### Do this:
Quote the data below in full, minus the images.

● ● ● ●

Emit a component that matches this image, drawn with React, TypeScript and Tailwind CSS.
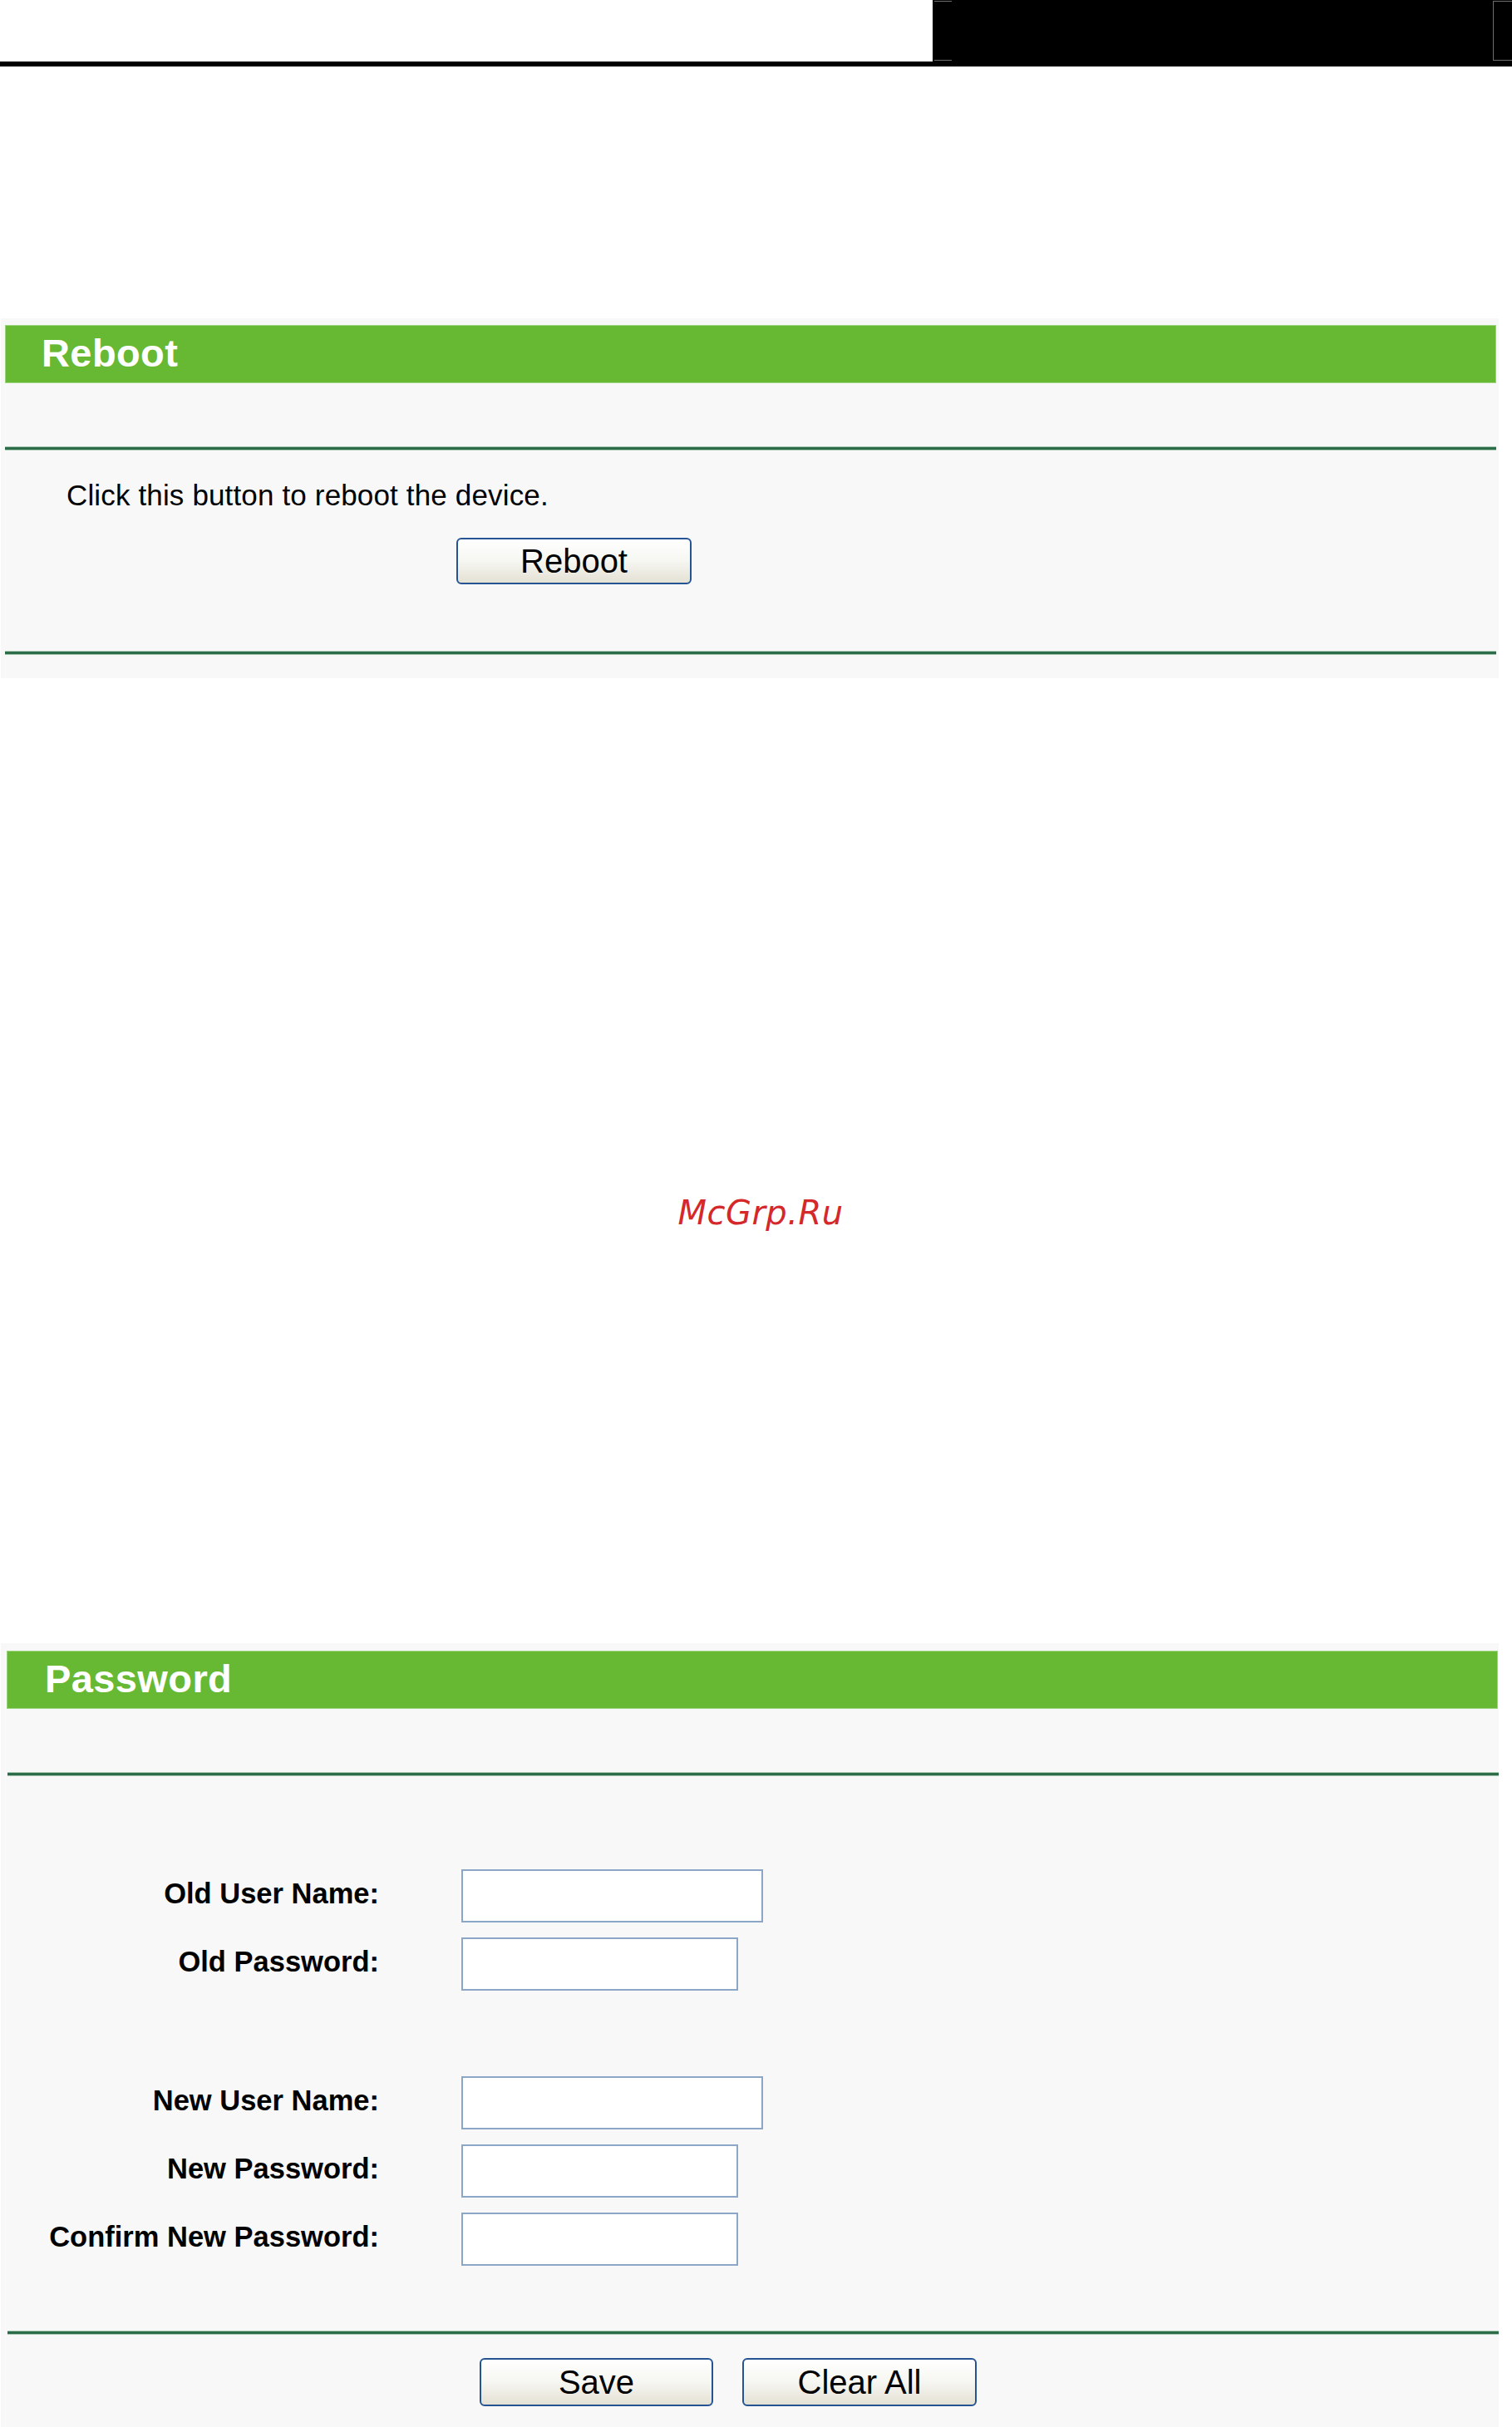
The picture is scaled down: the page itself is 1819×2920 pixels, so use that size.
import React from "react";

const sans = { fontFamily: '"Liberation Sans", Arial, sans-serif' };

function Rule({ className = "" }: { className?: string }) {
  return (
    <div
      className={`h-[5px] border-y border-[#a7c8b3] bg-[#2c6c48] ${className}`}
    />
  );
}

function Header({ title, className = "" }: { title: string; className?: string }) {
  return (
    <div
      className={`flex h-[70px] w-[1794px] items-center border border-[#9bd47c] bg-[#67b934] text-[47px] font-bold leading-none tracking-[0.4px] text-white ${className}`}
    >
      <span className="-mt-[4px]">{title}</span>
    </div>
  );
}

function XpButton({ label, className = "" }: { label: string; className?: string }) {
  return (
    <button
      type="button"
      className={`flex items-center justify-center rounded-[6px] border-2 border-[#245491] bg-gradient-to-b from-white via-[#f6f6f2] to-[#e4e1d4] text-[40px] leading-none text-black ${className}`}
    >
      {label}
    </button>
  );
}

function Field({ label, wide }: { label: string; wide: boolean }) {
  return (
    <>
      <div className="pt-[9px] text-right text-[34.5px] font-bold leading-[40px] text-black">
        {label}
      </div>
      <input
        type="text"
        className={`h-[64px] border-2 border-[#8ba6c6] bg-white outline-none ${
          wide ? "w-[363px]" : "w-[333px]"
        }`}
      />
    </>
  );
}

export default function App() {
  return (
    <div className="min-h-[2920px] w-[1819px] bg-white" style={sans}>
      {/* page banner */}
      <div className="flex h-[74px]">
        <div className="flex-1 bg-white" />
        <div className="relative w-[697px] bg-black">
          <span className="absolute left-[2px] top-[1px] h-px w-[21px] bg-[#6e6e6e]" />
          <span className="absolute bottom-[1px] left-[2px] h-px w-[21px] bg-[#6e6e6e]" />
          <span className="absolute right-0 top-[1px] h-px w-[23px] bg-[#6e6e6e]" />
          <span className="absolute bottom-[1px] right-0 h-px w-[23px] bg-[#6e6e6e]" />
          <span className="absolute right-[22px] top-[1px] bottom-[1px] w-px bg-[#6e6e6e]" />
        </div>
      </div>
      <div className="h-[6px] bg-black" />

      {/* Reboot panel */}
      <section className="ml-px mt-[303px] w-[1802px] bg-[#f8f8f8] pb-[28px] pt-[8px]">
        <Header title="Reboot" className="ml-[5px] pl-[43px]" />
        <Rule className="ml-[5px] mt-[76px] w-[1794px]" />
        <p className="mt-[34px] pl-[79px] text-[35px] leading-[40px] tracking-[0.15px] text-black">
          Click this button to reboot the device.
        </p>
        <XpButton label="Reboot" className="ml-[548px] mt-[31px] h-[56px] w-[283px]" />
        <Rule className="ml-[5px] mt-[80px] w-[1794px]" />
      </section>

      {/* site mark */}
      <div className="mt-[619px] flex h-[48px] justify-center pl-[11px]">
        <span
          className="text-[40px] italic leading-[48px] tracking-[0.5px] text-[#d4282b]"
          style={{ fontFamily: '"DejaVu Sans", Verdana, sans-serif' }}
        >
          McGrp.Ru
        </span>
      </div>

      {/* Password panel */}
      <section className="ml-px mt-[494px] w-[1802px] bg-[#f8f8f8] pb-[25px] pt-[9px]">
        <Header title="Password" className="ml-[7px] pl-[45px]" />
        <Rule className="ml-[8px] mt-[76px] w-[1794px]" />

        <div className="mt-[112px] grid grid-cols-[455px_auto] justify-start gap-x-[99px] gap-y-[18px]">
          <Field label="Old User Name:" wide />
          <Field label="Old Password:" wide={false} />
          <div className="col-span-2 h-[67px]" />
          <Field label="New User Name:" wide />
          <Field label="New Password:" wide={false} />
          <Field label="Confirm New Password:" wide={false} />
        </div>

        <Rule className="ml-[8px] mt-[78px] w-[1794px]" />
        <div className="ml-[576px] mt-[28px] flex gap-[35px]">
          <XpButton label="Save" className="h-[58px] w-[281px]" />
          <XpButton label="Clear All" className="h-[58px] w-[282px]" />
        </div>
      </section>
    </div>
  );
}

● ● ● ●

### Finished task:
Emit a component that matches this image, drawn with React, TypeScript and Tailwind CSS.
The picture is scaled down: the page itself is 1819×2920 pixels, so use that size.
import React from "react";

const sans = { fontFamily: '"Liberation Sans", Arial, sans-serif' };

function Rule({ className = "" }: { className?: string }) {
  return (
    <div
      className={`h-[5px] border-y border-[#a7c8b3] bg-[#2c6c48] ${className}`}
    />
  );
}

function Header({ title, className = "" }: { title: string; className?: string }) {
  return (
    <div
      className={`flex h-[70px] w-[1794px] items-center border border-[#9bd47c] bg-[#67b934] text-[47px] font-bold leading-none tracking-[0.4px] text-white ${className}`}
    >
      <span className="-mt-[4px]">{title}</span>
    </div>
  );
}

function XpButton({ label, className = "" }: { label: string; className?: string }) {
  return (
    <button
      type="button"
      className={`flex items-center justify-center rounded-[6px] border-2 border-[#245491] bg-gradient-to-b from-white via-[#f6f6f2] to-[#e4e1d4] text-[40px] leading-none text-black ${className}`}
    >
      {label}
    </button>
  );
}

function Field({ label, wide }: { label: string; wide: boolean }) {
  return (
    <>
      <div className="pt-[9px] text-right text-[34.5px] font-bold leading-[40px] text-black">
        {label}
      </div>
      <input
        type="text"
        className={`h-[64px] border-2 border-[#8ba6c6] bg-white outline-none ${
          wide ? "w-[363px]" : "w-[333px]"
        }`}
      />
    </>
  );
}

export default function App() {
  return (
    <div className="min-h-[2920px] w-[1819px] bg-white" style={sans}>
      {/* page banner */}
      <div className="flex h-[74px]">
        <div className="flex-1 bg-white" />
        <div className="relative w-[697px] bg-black">
          <span className="absolute left-[2px] top-[1px] h-px w-[21px] bg-[#6e6e6e]" />
          <span className="absolute bottom-[1px] left-[2px] h-px w-[21px] bg-[#6e6e6e]" />
          <span className="absolute right-0 top-[1px] h-px w-[23px] bg-[#6e6e6e]" />
          <span className="absolute bottom-[1px] right-0 h-px w-[23px] bg-[#6e6e6e]" />
          <span className="absolute right-[22px] top-[1px] bottom-[1px] w-px bg-[#6e6e6e]" />
        </div>
      </div>
      <div className="h-[6px] bg-black" />

      {/* Reboot panel */}
      <section className="ml-px mt-[303px] w-[1802px] bg-[#f8f8f8] pb-[28px] pt-[8px]">
        <Header title="Reboot" className="ml-[5px] pl-[43px]" />
        <Rule className="ml-[5px] mt-[76px] w-[1794px]" />
        <p className="mt-[34px] pl-[79px] text-[35px] leading-[40px] tracking-[0.15px] text-black">
          Click this button to reboot the device.
        </p>
        <XpButton label="Reboot" className="ml-[548px] mt-[31px] h-[56px] w-[283px]" />
        <Rule className="ml-[5px] mt-[80px] w-[1794px]" />
      </section>

      {/* site mark */}
      <div className="mt-[619px] flex h-[48px] justify-center pl-[11px]">
        <span
          className="text-[40px] italic leading-[48px] tracking-[0.5px] text-[#d4282b]"
          style={{ fontFamily: '"DejaVu Sans", Verdana, sans-serif' }}
        >
          McGrp.Ru
        </span>
      </div>

      {/* Password panel */}
      <section className="ml-px mt-[494px] w-[1802px] bg-[#f8f8f8] pb-[25px] pt-[9px]">
        <Header title="Password" className="ml-[7px] pl-[45px]" />
        <Rule className="ml-[8px] mt-[76px] w-[1794px]" />

        <div className="mt-[112px] grid grid-cols-[455px_auto] justify-start gap-x-[99px] gap-y-[18px]">
          <Field label="Old User Name:" wide />
          <Field label="Old Password:" wide={false} />
          <div className="col-span-2 h-[67px]" />
          <Field label="New User Name:" wide />
          <Field label="New Password:" wide={false} />
          <Field label="Confirm New Password:" wide={false} />
        </div>

        <Rule className="ml-[8px] mt-[78px] w-[1794px]" />
        <div className="ml-[576px] mt-[28px] flex gap-[35px]">
          <XpButton label="Save" className="h-[58px] w-[281px]" />
          <XpButton label="Clear All" className="h-[58px] w-[282px]" />
        </div>
      </section>
    </div>
  );
}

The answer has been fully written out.